--- Material provided ---

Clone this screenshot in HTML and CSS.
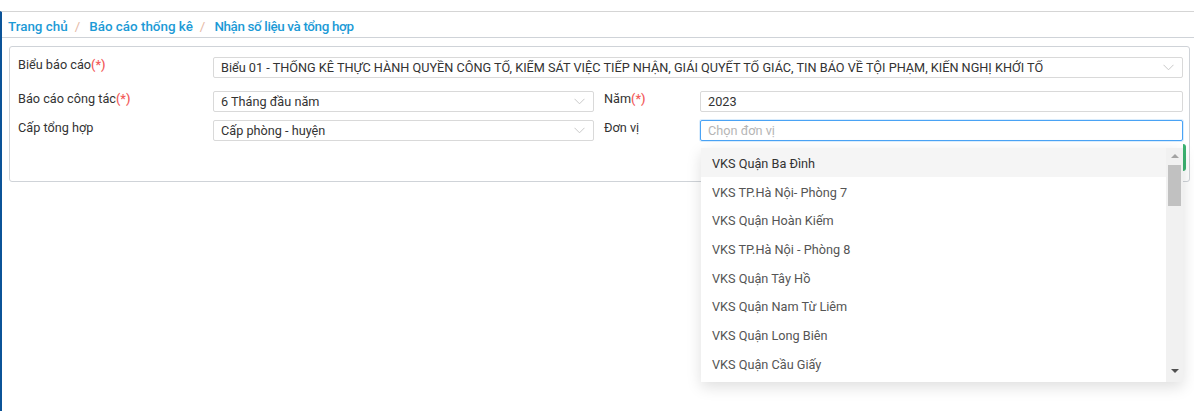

---
--- Material provided ---

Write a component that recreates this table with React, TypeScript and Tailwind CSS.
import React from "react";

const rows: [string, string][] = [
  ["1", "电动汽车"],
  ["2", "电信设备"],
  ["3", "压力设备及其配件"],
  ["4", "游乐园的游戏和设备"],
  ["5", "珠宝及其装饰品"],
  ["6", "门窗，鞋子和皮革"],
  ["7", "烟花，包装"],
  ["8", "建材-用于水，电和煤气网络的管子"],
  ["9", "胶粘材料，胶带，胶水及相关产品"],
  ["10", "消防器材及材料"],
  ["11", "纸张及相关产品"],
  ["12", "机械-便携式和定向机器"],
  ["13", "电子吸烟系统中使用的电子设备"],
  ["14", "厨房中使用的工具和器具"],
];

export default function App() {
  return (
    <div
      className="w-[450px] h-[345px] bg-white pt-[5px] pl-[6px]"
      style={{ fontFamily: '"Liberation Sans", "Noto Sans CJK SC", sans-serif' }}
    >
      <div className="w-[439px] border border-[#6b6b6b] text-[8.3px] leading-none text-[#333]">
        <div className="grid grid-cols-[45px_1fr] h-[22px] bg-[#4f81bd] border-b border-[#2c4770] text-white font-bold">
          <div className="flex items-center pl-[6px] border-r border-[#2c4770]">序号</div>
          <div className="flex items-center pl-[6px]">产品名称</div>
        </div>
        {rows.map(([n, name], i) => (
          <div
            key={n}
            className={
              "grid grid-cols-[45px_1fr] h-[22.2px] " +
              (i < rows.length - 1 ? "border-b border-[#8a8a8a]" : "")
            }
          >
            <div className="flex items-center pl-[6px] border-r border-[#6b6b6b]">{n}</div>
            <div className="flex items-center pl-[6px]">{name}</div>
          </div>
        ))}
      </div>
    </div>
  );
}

---

◆ Your instructions
Of the entries listed above, reproduce only the lines starting at the line containing "Write a component" and ending at the line containing "import React from". Include both, exactly as they stand.

◆ Answer in full
Write a component that recreates this table with React, TypeScript and Tailwind CSS.
import React from "react";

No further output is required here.